I drew Shackleford in the Preakness pool. I know nothing about him except that his name reminds me of the N.C. State center with huge feet.
Jeremy Guthrie is saddled with two unearned runs in the top of the third on first baseman Brandon Snyder's two-out error.
Snyder backed up on Laynce Nix's bouncer, allowing the ball to play him, and it deflected off his body and rolled past him. Jerry Hairston Jr. and Ian Desmond raced home.
Nationals starter John Lannan retired the first six Orioles on 15 pitches. He walked Mark Reynolds to open the third.
Reynolds is a walk machine these days.
Instant update: Nolan Reimold just hit a long two-run homer to tie the game.
Shortstop J.J. Hardy is hitless in 21 at-bats since his grand slam at Tropicana Field. It's been a quiet slump, given the number of struggling hitters, bullpen implosions and roster moves.
Happy 25th Birthday, Matt Wieters.
Here's more from manager Buck Showalter:
On Jason Berken:
"I was talking to him last night and he said this is the best he's felt. I'll tell you what, he may be too strong. The plan for him is to go down there and be stretched out. I think the plan for him is to start on Tuesday. Don't hold me to that. I'm sure John (Stockstill) and them and Andy (MacPhail) will figure out what they want to do. But if he's pitching two innings every two days or whatever, you have a chance if you have to reach for him to catch him on the wrong day where he can pitch. But if he's starting and he's also got a work day - if you don't let the start get too long - you've got really three days out of five that you could probably take him, where the other way you have less days where you could take him.

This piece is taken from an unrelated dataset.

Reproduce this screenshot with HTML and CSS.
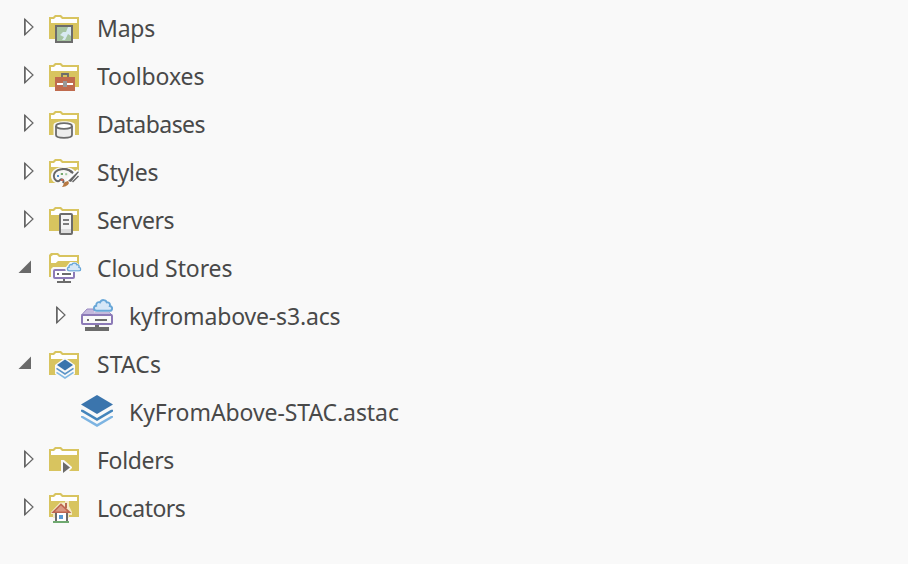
FILE: index.html
```
<!DOCTYPE html>
<html lang="en">
<head>
<meta charset="utf-8">
<title>Catalog</title>
<link rel="stylesheet" href="styles.css">
</head>
<body>
<svg class="defs" aria-hidden="true">
  <symbol id="closed" viewBox="0 0 20 48"><path d="M10.8 15.2V30.8L19 23Z" fill="#fff" stroke="#666" stroke-width="1.2"/><path d="M10.8 15V31" stroke="#666" stroke-width="1.6"/></symbol>
  <symbol id="open" viewBox="0 0 20 48"><path d="M4.5 29H17V16.5Z" fill="#6a6a6a"/></symbol>
  <symbol id="folder" viewBox="34 0 36 48"><path d="M35 13H39L41 11H47L49 13H65V35H35Z" fill="#d8c45f"/><path d="M37 15H40L42 13H46L48 15H63V19H37Z" fill="#fff"/></symbol>
  <symbol id="cloud" viewBox="0 0 20 13"><path d="M4 11.8C.2 11.8 0 7 3.2 6.8C3 3.5 5.5 2.6 7 3.4C8.5 0 13 .6 13.8 3.4C16.3 3 17.4 5 16.8 7C20 7.3 19.8 11.8 16.7 11.8Z" fill="#d6e7f7" stroke="#68a7d8" stroke-width="1.9"/></symbol>
</svg>
<ul class="tree">
  <li class="row"><svg class="toggle"><use href="#closed"/></svg>
    <svg class="icon" viewBox="34 0 36 48"><use href="#folder" x="34" width="36" height="48"/><path d="M41 21H59V39H41Z" fill="#6c6c6c"/><path d="M43 23H57V37H43Z" fill="#a6c4a1"/><path d="M57 23V32L54 30L51 36H48L50 33L46 31L49 28H52L54 23Z" fill="#d8eaf1"/></svg>
    <span class="label maps">Maps</span></li>
  <li class="row"><svg class="toggle"><use href="#closed"/></svg>
    <svg class="icon" viewBox="34 0 36 48"><use href="#folder" x="34" width="36" height="48"/><path d="M48 26V22H54V26" fill="none" stroke="#6c6c6c" stroke-width="1.8"/><path d="M41 25H61V39H41Z" fill="#c06b4e"/><path d="M43 31H59V33H43Z" fill="#fff"/><path d="M49 29H53V35H49Z" fill="#999"/></svg>
    <span class="label toolboxes">Toolboxes</span></li>
  <li class="row"><svg class="toggle"><use href="#closed"/></svg>
    <svg class="icon" viewBox="34 0 36 48"><path d="M35 13H39L41 11H47L49 13H65V35H35Z" fill="#d8c45f"/><path d="M37 15H40L42 13H46L48 15H63V19H37Z" fill="#fff"/><path d="M39.5 36V25C39.5 20 61 20 61 25V36Z" fill="#f9f9f9"/><path d="M42 26V35C42 38.8 58 38.8 58 35V26" fill="#ededed" stroke="#6c6c6c" stroke-width="1.8"/><ellipse cx="50" cy="26" rx="8" ry="2.9" fill="#fff" stroke="#6c6c6c" stroke-width="1.7"/></svg>
    <span class="label databases">Databases</span></li>
  <li class="row"><svg class="toggle"><use href="#closed"/></svg>
    <svg class="icon" viewBox="34 0 36 48"><use href="#folder" x="34" width="36" height="48"/><path d="M37 28C37 17 56 17 61 23L65 23V35H59L52 37L47 36C41 36 37 33 37 28Z" fill="#f9f9f9"/><path d="M58 25C53 18 40 21 39.8 28C39.8 32 44 35 46 32C48 30 50.5 32 49 35" fill="#f6f6f6" stroke="#666" stroke-width="1.9"/><path d="M48 20.8C55 20.8 60.5 23.8 59 28" fill="none" stroke="#666" stroke-width="1.7"/><path d="M43 27H45V29H43Z" fill="#4d91ce"/><path d="M46.8 25H49V27H46.8Z" fill="#75a96f"/><path d="M51.2 25.2H53.2V27.2H51.2Z" fill="#a0c8a0"/><path d="M47 31H49.5V33H47Z" fill="#cc6450"/><path d="M54 33.5L65 23" stroke="#fff" stroke-width="5"/><path d="M54 33L64 23.2L65 24L57 34Z" fill="#666"/><path d="M58.5 34L64.5 28" fill="none" stroke="#666" stroke-width="1.4"/><path d="M51 34L54 33L55 35C54 38 50 39 48 39C50 37 49 35 51 34Z" fill="#b77942"/></svg>
    <span class="label styles">Styles</span></li>
  <li class="row"><svg class="toggle"><use href="#closed"/></svg>
    <svg class="icon" viewBox="34 0 36 48"><use href="#folder" x="34" width="36" height="48"/><rect x="46" y="18" width="12" height="20" rx="1" fill="#f5f5f5" stroke="#6c6c6c" stroke-width="2"/><path d="M49 24H55M49 28H55" stroke="#555" stroke-width="1.6"/><path d="M47 33H57V37H47Z" fill="#ddd"/></svg>
    <span class="label servers">Servers</span></li>
  <li class="row"><svg class="toggle"><use href="#open"/></svg>
    <svg class="icon" viewBox="34 0 36 48"><path d="M35 11L37 9H44L46 11H65V33H35Z" fill="#d8c45f"/><path d="M37 12.5L39 11H43L45 13H63V17H44L42 19H37Z" fill="#fff"/><path d="M44 17.5H58L53 23H37V19H42Z" fill="#d8c45f"/><path d="M37 25L39 23H52L56 18H62L68 23V34L62 37H37Z" fill="#f9f9f9"/><rect x="40" y="26" width="20" height="8" rx="1" fill="#fff" stroke="#8c7ab7" stroke-width="2"/><path d="M43 29H45V31H43ZM48 29H57V31H48ZM49 35H51V37H57V39H43V37H49Z" fill="#6c6c6c"/><path d="M51 24H68V28H52Z" fill="#f9f9f9"/><use href="#cloud" x="52.5" y="18.2" width="15" height="9.6"/></svg>
    <span class="label cloud-stores">Cloud Stores</span></li>
  <li class="row child"><svg class="toggle"><use href="#closed"/></svg>
    <svg class="icon" viewBox="34 0 36 48"><path d="M35.5 23L41 17H47L49 20H63L66 23Z" fill="#c5b9dd" stroke="#9989c2" stroke-width="1"/><path d="M48 19.3H65V20.3H48Z" fill="#f9f9f9"/><rect x="36" y="23" width="30" height="9" rx="1" fill="#f9f9f9" stroke="#8c7ab7" stroke-width="2"/><path d="M41 27H43V29H41ZM49 27H61V29H49ZM49 33H53V35H63V39H39V35H49Z" fill="#6c6c6c"/><use href="#cloud" x="47" y="7" width="20" height="13"/></svg>
    <span class="label acs">kyfromabove-s3.acs</span></li>
  <li class="row"><svg class="toggle"><use href="#open"/></svg>
    <svg class="icon" viewBox="34 0 36 48"><use href="#folder" x="34" width="36" height="48"/><path d="M41 25L51 17.5L61 25V34L51 41L41 34Z" fill="#f9f9f9"/><path d="M43 25L51 19.5L59 25L51 30.5Z" fill="#3b75ad"/><path d="M42.5 28.3L51 34L59.5 28.3" fill="none" stroke="#5b94c7" stroke-width="1.6"/><path d="M42.5 32.3L51 38L59.5 32.3" fill="none" stroke="#83b9e3" stroke-width="1.6"/></svg>
    <span class="label stacs">STACs</span></li>
  <li class="row child"><span class="toggle"></span>
    <svg class="icon" viewBox="34 0 36 48"><path d="M35 16.5L51 7L67 16.5L51 26Z" fill="#3b75ad"/><path d="M35 21.7L37 21.7L51 30L65 21.7L67 21.7V23.5L51 33L35 23.5Z" fill="#4485bc"/><path d="M35 28L37 28L51 36L65 28L67 28V29.5L51 39L35 29.5Z" fill="#7db4e2"/></svg>
    <span class="label astac">KyFromAbove-STAC.astac</span></li>
  <li class="row"><svg class="toggle"><use href="#closed"/></svg>
    <svg class="icon" viewBox="34 0 36 48"><use href="#folder" x="34" width="36" height="48"/><path d="M47 24H50L58 31V32L55 35H47Z" fill="#f9f9f9"/><path d="M49 26V37L56 31.5Z" fill="#6a6a6a"/></svg>
    <span class="label folders">Folders</span></li>
  <li class="row"><svg class="toggle"><use href="#closed"/></svg>
    <svg class="icon" viewBox="34 0 36 48"><use href="#folder" x="34" y="-2" width="36" height="48"/><path d="M37 28L46 18.5L51 18.5V17H55V22L58 28V31H55V34H39V30H37Z" fill="#f4ebc8"/><path d="M42 29H52V37H42Z" fill="#fff"/><path d="M51 19H53V24H51Z" fill="#b86a54"/><path d="M39 28.3L47 20.3L55.5 28.3Z" fill="#d99882" stroke="#bd6650" stroke-width="1.6"/><path d="M42 29V37M53 29V37" stroke="#6c6c6c" stroke-width="2"/><path d="M45 31H49V35H45Z" fill="#589bd4"/><path d="M39 37H55V39H39Z" fill="#6fa970"/></svg>
    <span class="label locators">Locators</span></li>
</ul>
</body>
</html>
```
FILE: styles.css
```
body { margin: 0; background: #f9f9f9; color: #494949; font-family: "Noto Sans", sans-serif; font-size: 23px; }
.defs { position: absolute; width: 0; height: 0; }
.tree { list-style: none; margin: 0; padding: 4px 0 0; }
.row { display: flex; align-items: center; height: 48px; padding-left: 14px; }
.child { padding-left: 46px; }
.toggle { flex: none; width: 20px; height: 48px; margin-right: 14px; }
.icon { flex: none; width: 36px; height: 48px; margin-right: 13px; }
.label { line-height: 48px; white-space: nowrap; letter-spacing: -0.2px; }
.toolboxes, .cloud-stores { letter-spacing: -0.1px; }
.databases, .locators { letter-spacing: -0.55px; }
.servers { letter-spacing: -0.45px; }
.folders { letter-spacing: -0.35px; }
.stacs { letter-spacing: 0.1px; }
.astac { letter-spacing: -0.08px; }
.acs { letter-spacing: -0.16px; }
```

"I do think he needs to get the ball and pitch multiple innings. He's not going to necessarily come back here as a one-inning guy, either. I don't think there's really a downside to him pitching multiple innings, because one of the challenges that we've had is, we have a lot of guys in the bullpen who are one-inning pitchers. That's tough to do in the American League if your starters are struggling."
On whether starting Tuesday signals a role change for Berken:
"Right now, but if he gets stretched out to five or six innings there, then that's different. He could come back either way. Talking to him, it seems like all guys down there want to do that. Sometimes we pigeonhole guys and say, 'This is the way they're going to be.' For instance, J.J. (Jim Johnson) two years ago. They learn from experiences and they get better at what their job is. I'm hoping that's the case with Berk. He may be able to go back and start, but this way, initially, it's about what is best for him and the team for when he comes back.
"You know what's tough, he goes down to the bullpen to have a light side or do some things when we know he's not going to pitch or an off day or whatever, and he's nails. He's locating everything down and away, his breaking ball's got good late finish, and then he comes in a game and his first four pitches are above the belt. Talking to him, he doesn't have anxiety. He's not that guy. He's got to find it. Part of it, he may be too strong. He was 92 to 95 last night. I think the innings will be nothing but good for him. I expect him to come back and help us."
On the team's identity:
"What you figure out is, you have four young starters in your rotation that are trying to establish themselves. I spoke with them today. They're trying to establish themselves. The problem is, there's a lot of unknown about what you're getting. But they've had enough exposure, enough time up here over the last couple of years that they need to step forward one way or the other. There will be another guy running up the Baseball America hot list behind all of us. I know how it works, they know how it works. Sometimes, they need to be reminded that some things are unacceptable. All of them.
"I'm not a big start watcher until a certain part of the season, but you look at some of the hits to innings and ERAs and stuff, it's not good enough. It's not going to work. It falls underneath the heading with some of them, 'Yeah, I got it.' But sometimes it's a little bit more than just whistling in the graveyard. It's unacceptable, not good enough. The see-sawing back-and forth, it's tough for a team to really get into a consistent flow of playing good baseball over a long stretch of time when you got those inconsistencies. I'm not going to hang it all on them. I felt like there was a ball game to be won there last night when Berken came in."
On whether Brian Matusz could be making his last injury rehab start tonight:
"I'm not leaning either way. Let's see what happens. It's five (innings) or 75 (pitches). If he's at 60 after five, which we'd really like to see, he'll pitch another inning. He's got the potential to pitch six innings today if he'll minimize his pitches."
More on young pitchers:
"These guys have had a lot of experiences up here for young players. We'd like to see them start using it in between the lines."